Issue #6: Streams down
This issue popped up this week and was relatively minor compared to everything else that has gone wrong, since I believe users were affected for less than 20 minutes, and only certain streams failed. The unplanned downtime paid off in the long run because the changes that caused the downtime ultimately mean the stream servers are faster and more reliable.
We had been using MySQL to track streams, with a MySQL server running on every stream server, just for tracking streams that happen on that server. We thought this would scale out nicely, as more stream servers automatically means more write capacity. Unfortunately, due to locking issues, MySQL was ultimately unable to scale up nearly as far as we have been able to get our stream output to scale, so MySQL became a limiting factor in our stream capacity.
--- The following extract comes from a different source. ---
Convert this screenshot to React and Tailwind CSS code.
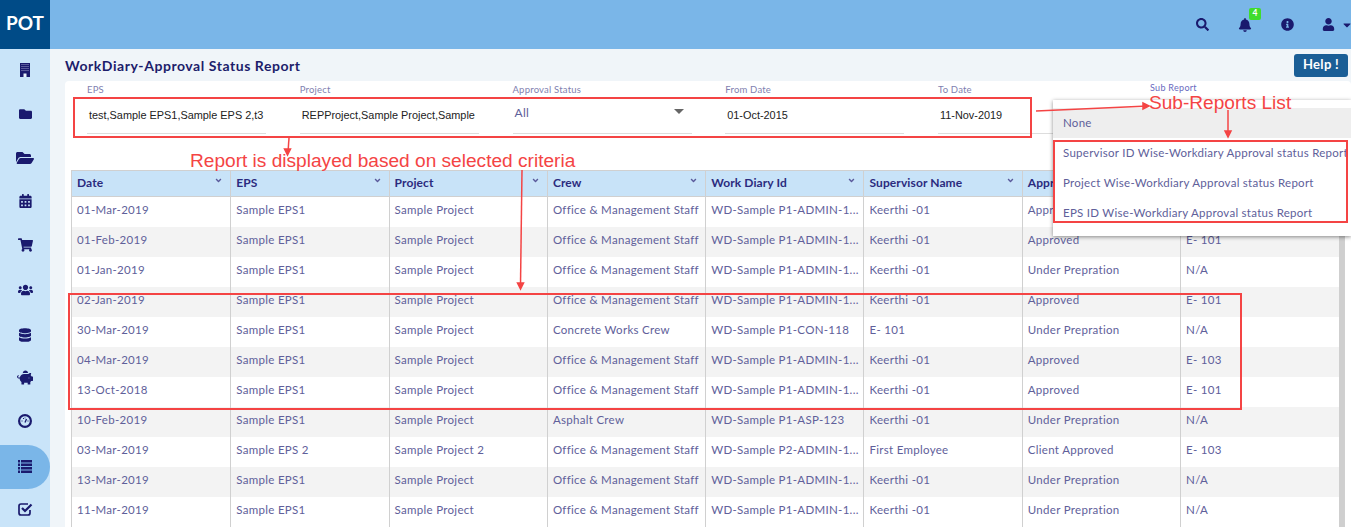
import {
    FaFolder,
    FaFolderOpen,
    FaCalendarAlt,
    FaShoppingCart,
    FaUsers,
    FaDatabase,
    FaPiggyBank,
    FaSearch,
    FaBell,
    FaInfoCircle,
    FaUser,
    FaCaretDown,
    FaAngleDown,
} from 'react-icons/fa';

function BuildingIcon({ className }) {
    return (
        <svg viewBox="0 0 10 14" className={className}>
            <rect width="10" height="14" fill="#1a1a6e" />
            <path d="M1.500 1.500h7M1.500 3.500h7M1.500 5.500h7M1.500 7.500h7" stroke="#9a9ac8" strokeWidth="1" strokeDasharray="1 1" />
            <rect x="3.500" y="10.500" width="3" height="3.500" fill="#e8f2fb" />
        </svg>
    );
}

function GaugeIcon({ className }) {
    return (
        <svg viewBox="0 0 14 14" className={className} fill="none" stroke="#1a1a6e">
            <circle cx="7" cy="7" r="5.900" strokeWidth="2.200" />
            <path d="M7 8.500L8.500 5" strokeWidth="1.300" />
            <path d="M3.500 7h1M5 4.500h1M7 3.500v.8M9.500 7h1" strokeWidth="1" />
        </svg>
    );
}

function ListIcon({ className }) {
    return (
        <svg viewBox="0 0 14 13" className={className} fill="#1a1a6e">
            <path d="M0 0h2v2.500H0zM3 0h11v2.500H3zM0 3.500h2V6H0zM3 3.500h11V6H3zM0 7h2v2.500H0zM3 7h11v2.500H3zM0 10.500h2V13H0zM3 10.500h11V13H3z" />
        </svg>
    );
}

function CheckSquareIcon({ className }) {
    return (
        <svg viewBox="0 0 15 14" className={className} fill="none" stroke="#1a1a6e">
            <path d="M12 8v3a2 2 0 0 1-2 2H3a2 2 0 0 1-2-2V4a2 2 0 0 1 2-2h7" strokeWidth="1.700" />
            <path d="M4 6l3 3 6.500-6.500" strokeWidth="2.200" />
        </svg>
    );
}

const navIcons = [
    [BuildingIcon, 'h-[14px] w-[10px] -translate-y-px'],
    [FaFolder, 'h-[14px] w-[13px] -translate-y-px'],
    [FaFolderOpen, 'h-[16px] w-[18px] -translate-y-px'],
    [FaCalendarAlt, 'h-[14px] w-[13px] -translate-y-[2px]'],
    [FaShoppingCart, 'h-[14px] w-[15px] -translate-y-[2px]'],
    [FaUsers, 'h-[14px] w-[15px] -translate-y-px'],
    [FaDatabase, 'h-[14px] w-[12px]'],
    [FaPiggyBank, 'h-[15px] w-[16px] -translate-y-[2px]'],
    [GaugeIcon, 'h-[14px] w-[14px] -translate-y-[2px]'],
    [ListIcon, 'h-[13px] w-[14px] -translate-y-px'],
    [CheckSquareIcon, 'h-[14px] w-[15px] -translate-y-[2px]'],
];

const columns = ['Date', 'EPS', 'Project', 'Crew', 'Work Diary Id', 'Supervisor Name', 'Approval Status', 'Approved By'];

const office = 'Office & Management Staff';
const admin = 'WD-Sample P1-ADMIN-1...';

const rows = [
    ['01-Mar-2019', 'Sample EPS1', 'Sample Project', office, admin, 'Keerthi -01', 'Approved', 'E- 101'],
    ['01-Feb-2019', 'Sample EPS1', 'Sample Project', office, admin, 'Keerthi -01', 'Approved', 'E- 101'],
    ['01-Jan-2019', 'Sample EPS1', 'Sample Project', office, admin, 'Keerthi -01', 'Under Prepration', 'N/A'],
    ['02-Jan-2019', 'Sample EPS1', 'Sample Project', office, admin, 'Keerthi -01', 'Approved', 'E- 101'],
    ['30-Mar-2019', 'Sample EPS1', 'Sample Project', 'Concrete Works Crew', 'WD-Sample P1-CON-118', 'E- 101', 'Under Prepration', 'N/A'],
    ['04-Mar-2019', 'Sample EPS1', 'Sample Project', office, admin, 'Keerthi -01', 'Approved', 'E- 103'],
    ['13-Oct-2018', 'Sample EPS1', 'Sample Project', office, admin, 'Keerthi -01', 'Approved', 'E- 101'],
    ['10-Feb-2019', 'Sample EPS1', 'Sample Project', 'Asphalt Crew', 'WD-Sample P1-ASP-123', 'Keerthi -01', 'Under Prepration', 'N/A'],
    ['03-Mar-2019', 'Sample EPS 2', 'Sample Project 2', office, 'WD-Sample P2-ADMIN-1...', 'First Employee', 'Client Approved', 'E- 103'],
    ['13-Mar-2019', 'Sample EPS1', 'Sample Project', office, admin, 'Keerthi -01', 'Under Prepration', 'N/A'],
    ['11-Mar-2019', 'Sample EPS1', 'Sample Project', office, admin, 'Keerthi -01', 'Under Prepration', 'N/A'],
];

const subReports = [
    'Supervisor ID Wise-Workdiary Approval status Report',
    'Project Wise-Workdiary Approval status Report',
    'EPS ID Wise-Workdiary Approval status Report',
];

function Field({ label, value }) {
    return (
        <div className="w-[179px] shrink-0">
            <div className="text-[9.5px] leading-[12px] tracking-[0.2px] text-[#7f7fb0]">{label}</div>
            <div className="mt-[7px] h-[31px] border-b border-[#dddddd] pl-[2px] pt-[4px] font-['Liberation_Sans'] text-[10.9px] leading-[16px] whitespace-nowrap overflow-hidden text-[#222]">
                {value}
            </div>
        </div>
    );
}

export default function App() {
    return (
        <div className="relative h-[527px] w-[1351px] overflow-hidden bg-[#f0f5f9] font-['Lato',sans-serif]">
            {/* Header */}
            <div className="flex h-[49px] items-center bg-[#7ab6e8]">
                <div className="flex h-full w-[50px] items-center justify-center bg-[#004b87] pb-[3px] text-[19px] font-bold text-white">POT</div>
                <div className="ml-auto mr-[-2px] flex items-center text-[#1a1a6e]">
                    <FaSearch className="h-[13px] w-[13px]" />
                    <div className="relative ml-[29px]">
                        <FaBell className="h-[14px] w-[14px]" />
                        <span className="absolute -right-[9px] -top-[10px] flex h-[12px] w-[12px] items-center justify-center rounded-[2px] bg-[#3fdc2c] text-[8.500px] font-bold text-white">4</span>
                    </div>
                    <FaInfoCircle className="ml-[29px] h-[13px] w-[13px]" />
                    <FaUser className="ml-[28px] h-[13px] w-[13px]" />
                    <FaCaretDown className="ml-[6px] h-[12px] w-[12px]" />
                </div>
            </div>

            <div className="flex">
                {/* Sidebar */}
                <div className="h-[478px] w-[50px] shrink-0 bg-[#c9e4f9]">
                    {navIcons.map(([Icon, size], i) => (
                        <div key={i} className={`flex h-[44px] items-center justify-center text-[#1a1a6e] ${i === 9 ? 'rounded-r-full bg-[#7ab6e8]' : ''}`}>
                            <Icon className={size} />
                        </div>
                    ))}
                </div>

                {/* Main */}
                <div className="min-w-0 flex-1 pl-[15px]">
                    <div className="flex h-[32px] items-center justify-between pr-[3px]">
                        <h1 className="text-[14px] font-bold tracking-[0.55px] text-[#1d1d6b]">WorkDiary-Approval Status Report</h1>
                        <button className="flex h-[23px] w-[54px] items-center justify-center rounded-[3px] bg-[#1a5e96] text-[13px] font-bold tracking-[0.3px] text-white">Help !</button>
                    </div>

                    <div className="h-[446px] rounded-t-[4px] bg-white pl-[6px]">
                        {/* Filters */}
                        <div className="flex h-[89px] gap-[33.75px] pl-[16px] pt-[3px]">
                            <Field label="EPS" value="test,Sample EPS1,Sample EPS 2,t3" />
                            <Field label="Project" value="REPProject,Sample Project,Sample" />
                            <div className="w-[179px] shrink-0">
                                <div className="text-[9.5px] leading-[12px] tracking-[0.2px] text-[#7f7fb0]">Approval Status</div>
                                <div className="mt-[7px] flex h-[31px] justify-between border-b border-[#dddddd] pl-[2px] pr-[8px] pt-[2px] text-[12px] leading-[16px] tracking-[0.3px] text-[#60609a]">
                                    <span>All</span>
                                    <span className="mt-[4px] h-0 w-0 border-x-[5px] border-t-[5px] border-x-transparent border-t-[#666]"></span>
                                </div>
                            </div>
                            <Field label="From Date" value="01-Oct-2015" />
                            <Field label="To Date" value="11-Nov-2019" />
                        </div>

                        {/* Table */}
                        <div className="w-[1274px] border-x border-b border-[#d0d0d0]">
                            <div className="flex h-[27px] border-y border-[#d0d0d0] bg-[#c8e3f8]">
                                {columns.map((c, i) => (
                                    <div key={c} className={`relative w-[158.3px] shrink-0 pl-[5px] pt-[4px] text-[12px] font-bold leading-[16px] tracking-[0.1px] whitespace-nowrap text-[#2b2b7e] ${i > 0 ? 'border-l border-[#d0d0d0]' : ''}`}>
                                        {c}
                                        <FaAngleDown className="absolute right-[7px] top-[5px] h-[9px] w-[9px] text-[#5a5a9b]" />
                                    </div>
                                ))}
                            </div>
                            <div className="flex">
                                <div className="w-[1267px] shrink-0">
                                    {rows.map((row, r) => (
                                        <div key={r} className={`flex h-[30px] ${r % 2 === 1 ? 'bg-[#f3f3f3]' : 'bg-white'}`}>
                                            {row.map((cell, i) => (
                                                <div key={i} className={`w-[158.3px] shrink-0 pl-[5px] pt-[5px] text-[11.5px] leading-[16px] tracking-[0.3px] whitespace-nowrap text-[#60609a] ${i > 0 ? 'border-l border-[#d0d0d0]' : ''}`}>
                                                    {cell}
                                                </div>
                                            ))}
                                        </div>
                                    ))}
                                </div>
                                <div className="flex-1 bg-[#cfcfcf]"></div>
                            </div>
                        </div>
                    </div>
                </div>
            </div>

            {/* Sub report dropdown */}
            <div className="absolute left-[1150px] top-[82px] text-[9px] leading-[12px] tracking-[0.3px] text-[#6a6ac0]">Sub Report</div>
            <div className="absolute left-[1053px] top-[100px] h-[136px] w-[298px] bg-white pt-[8px] shadow-[0_1px_4px_rgba(0,0,0,0.45)]">
                <div className="flex h-[30px] items-center bg-[#eeeeee] pl-[10px] text-[11.5px] tracking-[0.27px] text-[#60609a]">None</div>
                {subReports.map((s) => (
                    <div key={s} className="flex h-[30px] items-center pl-[10px] text-[11.5px] tracking-[0.27px] whitespace-nowrap text-[#60609a]">{s}</div>
                ))}
            </div>

            {/* Annotations */}
            <div className="absolute left-[73px] top-[97px] h-[41px] w-[959px] border-2 border-[#f44444]"></div>
            <div className="absolute left-[68px] top-[293px] h-[117px] w-[1174px] border-2 border-[#f44444]"></div>
            <div className="absolute left-[1053px] top-[140px] h-[83px] w-[295px] border-2 border-[#f44444]"></div>
            <div className="absolute left-[190px] top-[150px] font-['Liberation_Sans'] text-[19.1px] leading-[22px] whitespace-nowrap text-[#f44444]">Report is displayed based on selected criteria</div>
            <div className="absolute left-[1149px] top-[92px] font-['Liberation_Sans'] text-[19.1px] leading-[22px] whitespace-nowrap text-[#f44444]">Sub-Reports List</div>
            <svg className="absolute left-0 top-0" width="1351" height="527" fill="none" stroke="#f44444" strokeWidth="1.5">
                <path d="M1036 111L1148 106" />
                <path d="M1149 106l-6-3v6z" fill="#f44444" />
                <path d="M1228 110V134" />
                <path d="M1228 137l-3-6h6z" fill="#f44444" />
                <path d="M289 138L288 152" />
                <path d="M287.500 155l-3-6h6z" fill="#f44444" />
                <path d="M522 170L520.500 285" />
                <path d="M520.500 289l-3-6h6z" fill="#f44444" />
            </svg>
        </div>
    );
}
We switched the stream servers over to Redis, which scales up much better than MySQL, has little to no locking issues, and is a perfect match for the kind of key-value storage we need for tracking streams.
Unfortunately, due to a simple oversight, some of the web servers were missing a critical component, or rather they thought they were because Apache needed to be reloaded before it would see the new component. This situation was made worse by testing that was less thorough than it should have been, so it took longer to identify the issue than would be idea. Fortunately, the fix was extremely simple so the overall downtime or crappy user experience did not last very long.
Status: Fixed with better procedures on the way
The issue was simple to fix, but it also helps to highlight the need for better procedures both for putting new code live and for testing. These new changes should be going into effect some time this week, before any more big changes are made. In the meantime, streams should now be more reliable than they have been in the past few weeks.